» Given information:
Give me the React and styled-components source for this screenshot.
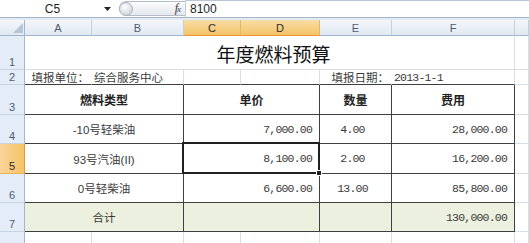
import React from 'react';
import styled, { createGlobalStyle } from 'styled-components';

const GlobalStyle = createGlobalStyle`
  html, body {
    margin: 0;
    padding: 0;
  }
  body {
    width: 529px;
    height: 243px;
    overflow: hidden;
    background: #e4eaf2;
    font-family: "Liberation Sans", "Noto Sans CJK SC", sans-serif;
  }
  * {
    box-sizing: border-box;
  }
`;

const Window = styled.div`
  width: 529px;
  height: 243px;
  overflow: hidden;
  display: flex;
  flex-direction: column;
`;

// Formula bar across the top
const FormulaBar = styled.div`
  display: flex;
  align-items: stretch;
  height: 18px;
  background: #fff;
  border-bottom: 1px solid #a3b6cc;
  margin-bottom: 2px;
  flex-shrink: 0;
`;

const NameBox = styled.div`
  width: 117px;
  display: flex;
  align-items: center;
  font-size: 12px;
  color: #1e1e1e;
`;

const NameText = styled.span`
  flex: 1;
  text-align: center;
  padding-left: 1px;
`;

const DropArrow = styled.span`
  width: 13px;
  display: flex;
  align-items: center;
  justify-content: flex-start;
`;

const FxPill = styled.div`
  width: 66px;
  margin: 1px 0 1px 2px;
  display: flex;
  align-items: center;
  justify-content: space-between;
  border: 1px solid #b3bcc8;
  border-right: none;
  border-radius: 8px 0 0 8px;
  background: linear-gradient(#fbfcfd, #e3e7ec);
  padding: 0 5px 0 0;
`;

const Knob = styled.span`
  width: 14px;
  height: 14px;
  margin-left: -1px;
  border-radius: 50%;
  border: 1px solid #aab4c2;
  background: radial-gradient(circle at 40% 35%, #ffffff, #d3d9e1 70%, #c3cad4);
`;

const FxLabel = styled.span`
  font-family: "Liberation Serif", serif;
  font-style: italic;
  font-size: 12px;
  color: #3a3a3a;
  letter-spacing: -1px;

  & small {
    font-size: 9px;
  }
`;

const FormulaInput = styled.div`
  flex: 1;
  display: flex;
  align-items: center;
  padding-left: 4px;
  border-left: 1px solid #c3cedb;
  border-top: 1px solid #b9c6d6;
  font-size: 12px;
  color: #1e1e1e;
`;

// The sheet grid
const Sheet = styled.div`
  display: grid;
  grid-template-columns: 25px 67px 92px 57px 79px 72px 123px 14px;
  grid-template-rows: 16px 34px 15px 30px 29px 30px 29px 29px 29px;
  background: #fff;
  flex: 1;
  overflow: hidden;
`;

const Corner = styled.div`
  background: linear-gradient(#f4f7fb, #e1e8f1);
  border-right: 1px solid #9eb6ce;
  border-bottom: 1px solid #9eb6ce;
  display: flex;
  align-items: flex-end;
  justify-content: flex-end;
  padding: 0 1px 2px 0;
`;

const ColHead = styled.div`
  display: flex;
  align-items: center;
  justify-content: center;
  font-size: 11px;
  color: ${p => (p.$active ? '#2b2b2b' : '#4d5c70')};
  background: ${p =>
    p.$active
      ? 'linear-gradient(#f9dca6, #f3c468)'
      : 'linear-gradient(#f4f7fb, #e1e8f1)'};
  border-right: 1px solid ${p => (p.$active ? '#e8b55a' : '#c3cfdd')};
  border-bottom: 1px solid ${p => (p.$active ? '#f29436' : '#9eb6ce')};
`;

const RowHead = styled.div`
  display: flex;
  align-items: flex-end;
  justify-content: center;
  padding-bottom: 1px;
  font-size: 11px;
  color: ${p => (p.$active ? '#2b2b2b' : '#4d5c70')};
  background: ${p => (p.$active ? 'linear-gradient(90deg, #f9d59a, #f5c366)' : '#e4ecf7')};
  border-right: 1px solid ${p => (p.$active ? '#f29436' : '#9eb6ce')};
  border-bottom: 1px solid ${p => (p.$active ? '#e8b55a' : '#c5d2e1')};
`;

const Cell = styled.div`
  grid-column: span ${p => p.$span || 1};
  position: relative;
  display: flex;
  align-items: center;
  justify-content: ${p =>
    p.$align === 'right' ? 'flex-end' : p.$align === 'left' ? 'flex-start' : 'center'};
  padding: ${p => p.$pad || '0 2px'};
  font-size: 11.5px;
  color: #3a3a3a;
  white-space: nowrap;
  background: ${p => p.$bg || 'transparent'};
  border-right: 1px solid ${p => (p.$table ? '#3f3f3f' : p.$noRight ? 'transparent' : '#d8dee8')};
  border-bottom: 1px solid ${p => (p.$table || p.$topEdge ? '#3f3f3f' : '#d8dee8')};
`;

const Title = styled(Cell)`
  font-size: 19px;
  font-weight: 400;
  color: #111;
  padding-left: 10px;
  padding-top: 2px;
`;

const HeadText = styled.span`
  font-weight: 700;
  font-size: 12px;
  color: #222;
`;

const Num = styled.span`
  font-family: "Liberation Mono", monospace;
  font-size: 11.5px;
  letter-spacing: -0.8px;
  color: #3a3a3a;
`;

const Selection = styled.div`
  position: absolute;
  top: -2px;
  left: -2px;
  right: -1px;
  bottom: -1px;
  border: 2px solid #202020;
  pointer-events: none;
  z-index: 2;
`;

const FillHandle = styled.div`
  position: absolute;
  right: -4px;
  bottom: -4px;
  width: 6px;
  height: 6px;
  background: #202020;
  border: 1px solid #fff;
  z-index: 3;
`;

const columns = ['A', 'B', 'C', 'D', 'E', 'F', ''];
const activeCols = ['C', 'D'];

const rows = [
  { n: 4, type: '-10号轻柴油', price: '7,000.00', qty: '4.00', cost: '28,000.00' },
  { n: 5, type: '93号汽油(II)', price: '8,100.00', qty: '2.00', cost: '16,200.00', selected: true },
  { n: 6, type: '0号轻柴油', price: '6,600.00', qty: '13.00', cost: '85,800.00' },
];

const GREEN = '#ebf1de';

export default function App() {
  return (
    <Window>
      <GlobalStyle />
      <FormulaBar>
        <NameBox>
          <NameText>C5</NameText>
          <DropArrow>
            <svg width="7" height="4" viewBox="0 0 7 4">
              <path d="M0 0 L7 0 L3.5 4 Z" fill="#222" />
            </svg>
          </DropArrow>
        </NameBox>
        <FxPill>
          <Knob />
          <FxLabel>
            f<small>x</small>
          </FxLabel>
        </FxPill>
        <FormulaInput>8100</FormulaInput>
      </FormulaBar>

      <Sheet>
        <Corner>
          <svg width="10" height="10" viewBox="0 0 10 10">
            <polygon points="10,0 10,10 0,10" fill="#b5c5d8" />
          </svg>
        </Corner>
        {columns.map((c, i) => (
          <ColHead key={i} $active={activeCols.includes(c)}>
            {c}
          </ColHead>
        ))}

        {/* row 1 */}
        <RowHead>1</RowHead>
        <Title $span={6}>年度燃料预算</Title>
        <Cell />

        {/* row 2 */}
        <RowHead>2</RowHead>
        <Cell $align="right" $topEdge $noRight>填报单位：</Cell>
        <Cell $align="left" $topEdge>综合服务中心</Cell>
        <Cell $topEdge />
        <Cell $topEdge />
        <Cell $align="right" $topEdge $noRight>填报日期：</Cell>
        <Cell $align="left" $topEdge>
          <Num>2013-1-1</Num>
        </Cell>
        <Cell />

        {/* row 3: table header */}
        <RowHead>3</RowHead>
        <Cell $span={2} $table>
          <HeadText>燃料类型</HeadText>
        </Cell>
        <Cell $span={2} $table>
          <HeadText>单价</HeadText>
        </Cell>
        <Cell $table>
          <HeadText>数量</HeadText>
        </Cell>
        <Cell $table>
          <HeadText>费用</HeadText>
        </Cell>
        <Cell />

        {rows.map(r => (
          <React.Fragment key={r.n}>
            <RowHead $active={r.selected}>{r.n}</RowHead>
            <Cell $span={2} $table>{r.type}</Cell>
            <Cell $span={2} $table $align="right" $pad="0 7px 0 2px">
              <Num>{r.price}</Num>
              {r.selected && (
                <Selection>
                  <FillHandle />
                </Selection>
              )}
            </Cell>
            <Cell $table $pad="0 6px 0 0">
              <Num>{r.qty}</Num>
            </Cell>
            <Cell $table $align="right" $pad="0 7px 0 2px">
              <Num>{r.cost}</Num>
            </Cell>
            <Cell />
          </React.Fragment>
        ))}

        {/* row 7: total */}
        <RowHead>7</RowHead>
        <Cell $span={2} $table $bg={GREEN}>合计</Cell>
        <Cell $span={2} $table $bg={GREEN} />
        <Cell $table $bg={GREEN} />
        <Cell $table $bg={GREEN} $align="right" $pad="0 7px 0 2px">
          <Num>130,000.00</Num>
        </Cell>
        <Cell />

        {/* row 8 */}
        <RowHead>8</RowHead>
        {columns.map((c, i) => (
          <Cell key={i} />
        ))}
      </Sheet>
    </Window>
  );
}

» What is expected: All lines of the data above that include the word "components" must be shown.

» Finished answer:
Give me the React and styled-components source for this screenshot.
import styled, { createGlobalStyle } from 'styled-components';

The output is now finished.